▶ _DIRECTION_: Check every line of the entries for "with", and copy the lines that hold it.

━━━━━ RAW RECORDS

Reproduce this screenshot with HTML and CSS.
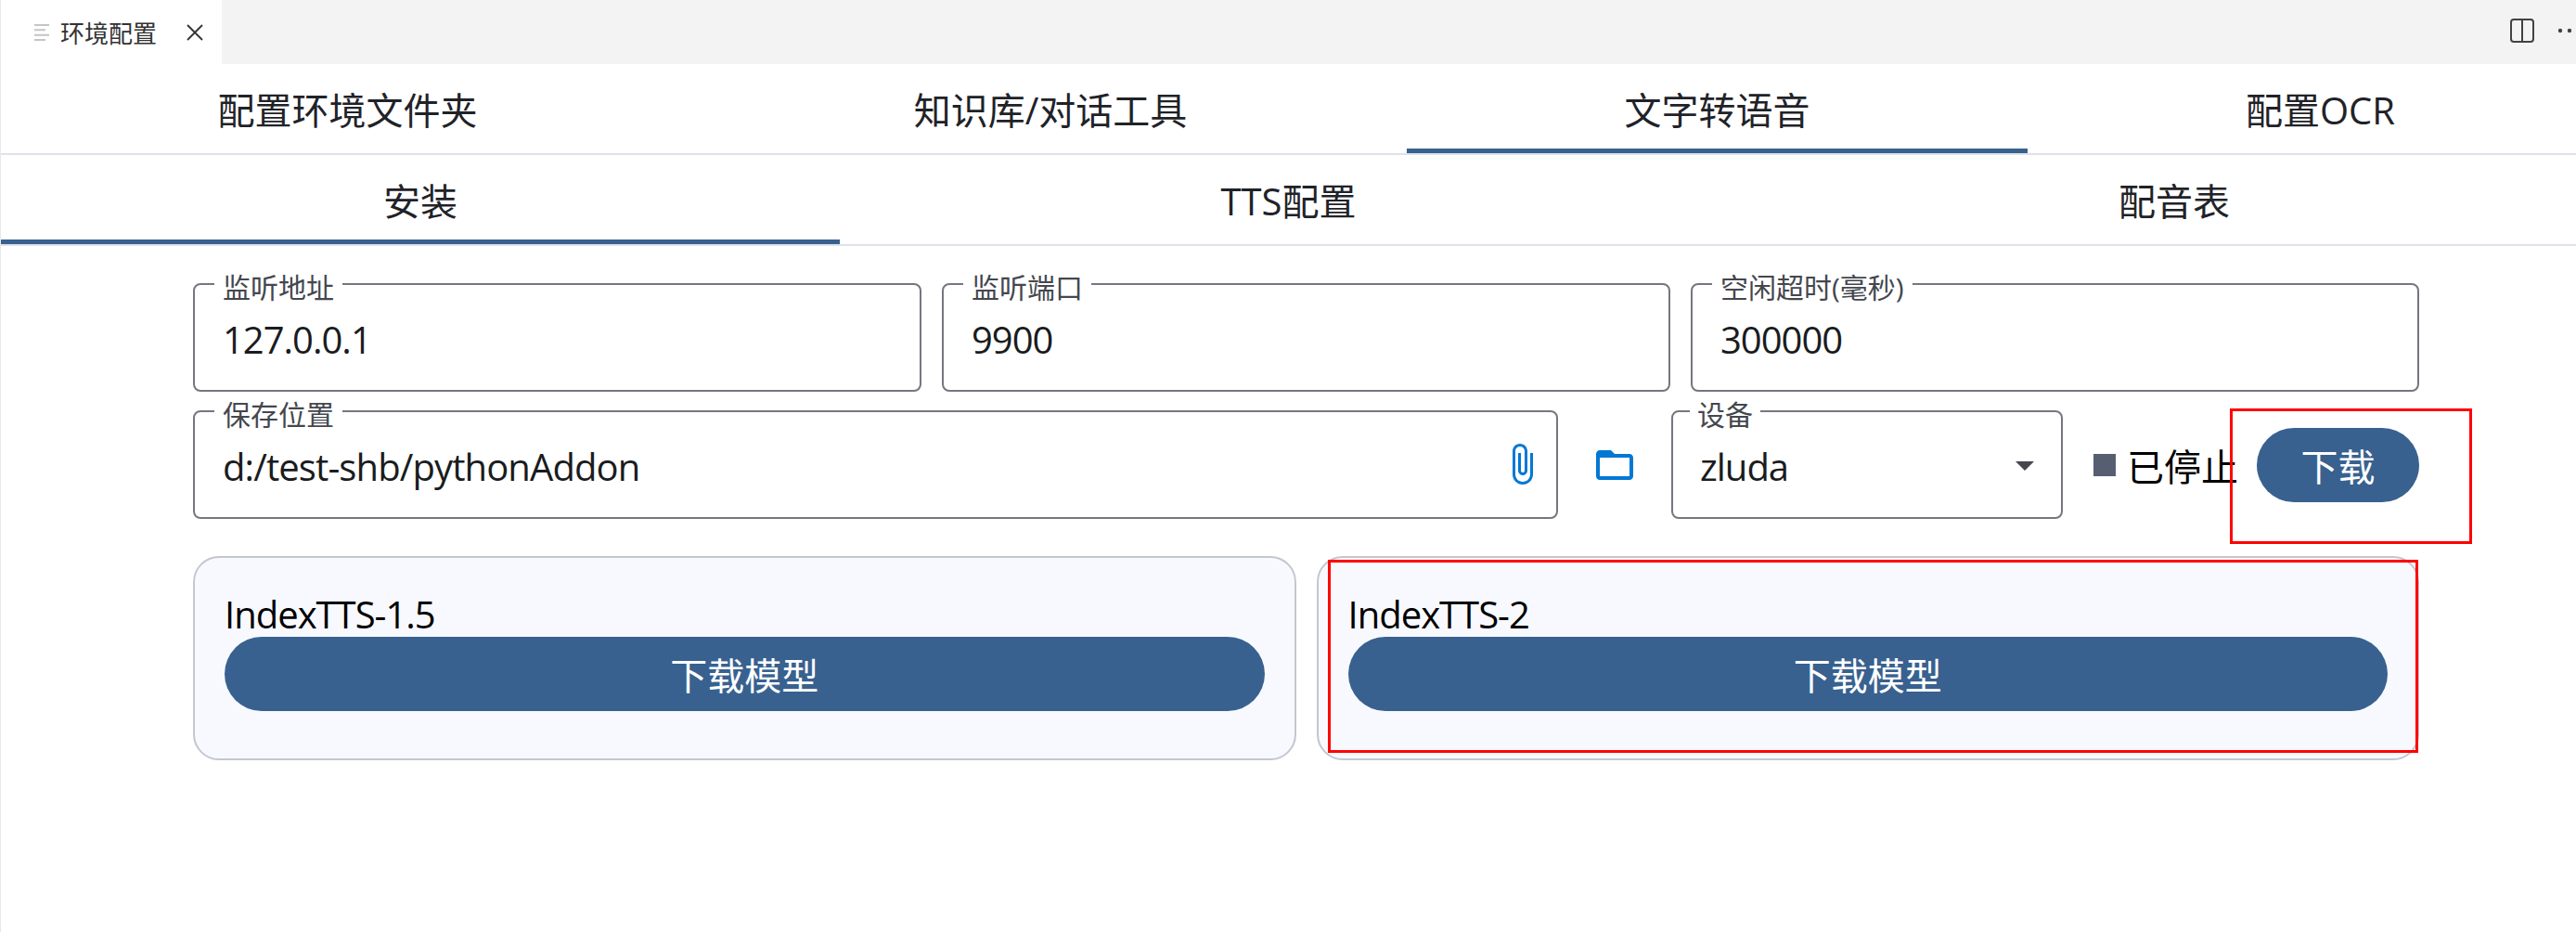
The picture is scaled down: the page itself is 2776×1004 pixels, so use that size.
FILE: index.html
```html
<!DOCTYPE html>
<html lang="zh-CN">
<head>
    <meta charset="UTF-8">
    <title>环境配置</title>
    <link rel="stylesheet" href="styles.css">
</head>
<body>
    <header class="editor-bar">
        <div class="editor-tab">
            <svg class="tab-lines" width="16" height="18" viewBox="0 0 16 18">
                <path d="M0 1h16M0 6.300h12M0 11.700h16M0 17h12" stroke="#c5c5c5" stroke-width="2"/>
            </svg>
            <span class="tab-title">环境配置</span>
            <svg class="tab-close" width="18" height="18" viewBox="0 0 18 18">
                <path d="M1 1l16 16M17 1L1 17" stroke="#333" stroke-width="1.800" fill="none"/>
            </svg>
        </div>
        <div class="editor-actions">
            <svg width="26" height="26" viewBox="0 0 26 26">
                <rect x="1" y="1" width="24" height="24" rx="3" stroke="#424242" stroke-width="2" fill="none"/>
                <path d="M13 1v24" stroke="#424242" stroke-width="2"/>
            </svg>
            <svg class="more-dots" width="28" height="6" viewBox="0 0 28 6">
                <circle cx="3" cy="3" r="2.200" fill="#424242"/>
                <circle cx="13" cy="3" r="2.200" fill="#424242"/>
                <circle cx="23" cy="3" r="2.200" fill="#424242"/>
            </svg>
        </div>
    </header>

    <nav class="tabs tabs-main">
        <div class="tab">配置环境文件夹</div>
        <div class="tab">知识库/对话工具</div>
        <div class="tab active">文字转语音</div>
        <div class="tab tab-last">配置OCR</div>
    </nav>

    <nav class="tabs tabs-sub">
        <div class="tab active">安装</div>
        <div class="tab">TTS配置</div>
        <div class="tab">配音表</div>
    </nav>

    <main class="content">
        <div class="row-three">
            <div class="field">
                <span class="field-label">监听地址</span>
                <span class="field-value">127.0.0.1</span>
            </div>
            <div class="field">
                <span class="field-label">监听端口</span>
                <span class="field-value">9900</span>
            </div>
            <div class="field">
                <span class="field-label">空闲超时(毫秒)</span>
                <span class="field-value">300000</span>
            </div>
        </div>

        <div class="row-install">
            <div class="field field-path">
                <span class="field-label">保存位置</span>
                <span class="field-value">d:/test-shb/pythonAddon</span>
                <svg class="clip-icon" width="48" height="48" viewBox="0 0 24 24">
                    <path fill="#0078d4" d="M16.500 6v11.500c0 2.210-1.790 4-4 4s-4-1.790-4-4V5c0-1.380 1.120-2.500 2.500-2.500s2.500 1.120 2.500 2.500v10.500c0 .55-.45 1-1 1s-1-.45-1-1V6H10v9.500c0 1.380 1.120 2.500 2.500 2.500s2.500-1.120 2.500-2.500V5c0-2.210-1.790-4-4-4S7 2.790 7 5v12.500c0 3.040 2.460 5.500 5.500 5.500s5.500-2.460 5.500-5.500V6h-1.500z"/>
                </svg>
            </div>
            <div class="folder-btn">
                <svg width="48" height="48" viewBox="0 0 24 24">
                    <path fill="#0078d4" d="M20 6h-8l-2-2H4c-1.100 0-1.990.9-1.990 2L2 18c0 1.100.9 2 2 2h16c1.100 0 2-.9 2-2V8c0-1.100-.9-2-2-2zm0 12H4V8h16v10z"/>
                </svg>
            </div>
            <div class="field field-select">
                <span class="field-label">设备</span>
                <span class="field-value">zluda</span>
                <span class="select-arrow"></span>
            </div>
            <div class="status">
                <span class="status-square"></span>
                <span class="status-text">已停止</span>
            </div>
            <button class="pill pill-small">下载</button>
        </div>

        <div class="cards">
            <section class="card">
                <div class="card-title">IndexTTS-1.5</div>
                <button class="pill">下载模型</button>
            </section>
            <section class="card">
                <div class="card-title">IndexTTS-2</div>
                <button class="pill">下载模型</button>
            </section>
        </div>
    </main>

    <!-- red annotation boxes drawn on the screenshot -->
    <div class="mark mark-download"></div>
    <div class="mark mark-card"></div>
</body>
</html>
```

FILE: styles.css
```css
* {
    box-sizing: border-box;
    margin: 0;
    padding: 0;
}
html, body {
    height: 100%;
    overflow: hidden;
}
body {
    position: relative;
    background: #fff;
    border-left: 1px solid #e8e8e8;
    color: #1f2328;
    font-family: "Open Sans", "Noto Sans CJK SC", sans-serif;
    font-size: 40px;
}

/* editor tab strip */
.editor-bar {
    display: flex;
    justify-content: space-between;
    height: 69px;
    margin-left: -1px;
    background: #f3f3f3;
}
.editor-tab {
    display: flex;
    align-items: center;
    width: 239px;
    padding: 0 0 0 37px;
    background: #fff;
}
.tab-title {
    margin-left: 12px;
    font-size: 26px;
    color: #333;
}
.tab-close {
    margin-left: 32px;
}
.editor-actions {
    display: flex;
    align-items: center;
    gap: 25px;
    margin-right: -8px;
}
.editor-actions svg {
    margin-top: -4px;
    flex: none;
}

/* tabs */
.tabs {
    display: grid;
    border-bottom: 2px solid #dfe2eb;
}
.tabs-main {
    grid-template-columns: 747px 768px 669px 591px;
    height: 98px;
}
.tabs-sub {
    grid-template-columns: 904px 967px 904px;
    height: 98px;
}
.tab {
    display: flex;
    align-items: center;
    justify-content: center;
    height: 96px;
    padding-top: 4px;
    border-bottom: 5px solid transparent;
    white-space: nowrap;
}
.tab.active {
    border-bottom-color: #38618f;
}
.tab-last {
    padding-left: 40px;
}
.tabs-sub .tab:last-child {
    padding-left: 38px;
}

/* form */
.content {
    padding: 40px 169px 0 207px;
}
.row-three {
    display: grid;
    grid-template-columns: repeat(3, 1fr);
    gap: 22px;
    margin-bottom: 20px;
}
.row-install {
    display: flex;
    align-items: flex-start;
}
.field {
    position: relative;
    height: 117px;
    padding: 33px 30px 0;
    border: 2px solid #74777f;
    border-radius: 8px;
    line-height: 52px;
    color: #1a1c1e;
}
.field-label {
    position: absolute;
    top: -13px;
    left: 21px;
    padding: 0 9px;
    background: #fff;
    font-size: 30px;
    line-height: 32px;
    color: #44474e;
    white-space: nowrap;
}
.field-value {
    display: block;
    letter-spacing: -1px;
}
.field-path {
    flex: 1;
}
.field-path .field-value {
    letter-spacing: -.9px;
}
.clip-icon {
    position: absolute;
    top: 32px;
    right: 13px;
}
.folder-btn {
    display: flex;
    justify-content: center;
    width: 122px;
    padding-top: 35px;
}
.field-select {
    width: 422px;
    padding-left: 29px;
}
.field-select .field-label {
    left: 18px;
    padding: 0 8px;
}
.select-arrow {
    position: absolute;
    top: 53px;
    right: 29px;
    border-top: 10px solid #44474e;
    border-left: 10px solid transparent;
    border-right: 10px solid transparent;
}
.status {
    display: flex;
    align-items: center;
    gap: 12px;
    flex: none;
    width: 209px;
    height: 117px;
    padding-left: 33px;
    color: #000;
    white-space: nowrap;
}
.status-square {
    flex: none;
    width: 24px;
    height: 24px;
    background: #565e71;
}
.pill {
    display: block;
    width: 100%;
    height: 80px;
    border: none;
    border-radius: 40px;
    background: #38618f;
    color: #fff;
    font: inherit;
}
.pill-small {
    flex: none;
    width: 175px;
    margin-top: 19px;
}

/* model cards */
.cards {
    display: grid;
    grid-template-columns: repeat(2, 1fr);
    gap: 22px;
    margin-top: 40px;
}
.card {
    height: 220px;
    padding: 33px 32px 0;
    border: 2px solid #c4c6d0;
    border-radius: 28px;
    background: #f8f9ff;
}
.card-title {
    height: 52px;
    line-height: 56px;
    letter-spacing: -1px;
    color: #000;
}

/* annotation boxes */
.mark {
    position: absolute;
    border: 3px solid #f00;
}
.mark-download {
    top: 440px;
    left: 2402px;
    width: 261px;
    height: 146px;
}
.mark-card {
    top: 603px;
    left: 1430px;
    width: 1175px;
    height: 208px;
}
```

━━━━━━━━━━
━━━━━ RAW RECORDS

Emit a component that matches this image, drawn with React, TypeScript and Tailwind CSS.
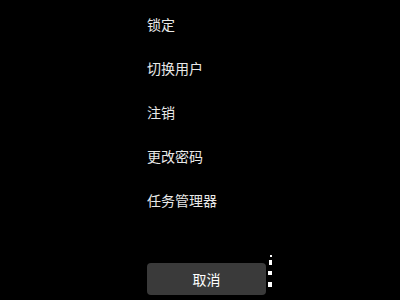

━━━━━━━━━━

▶ _TASK RESPONSE_:
Reproduce this screenshot with HTML and CSS.
Emit a component that matches this image, drawn with React, TypeScript and Tailwind CSS.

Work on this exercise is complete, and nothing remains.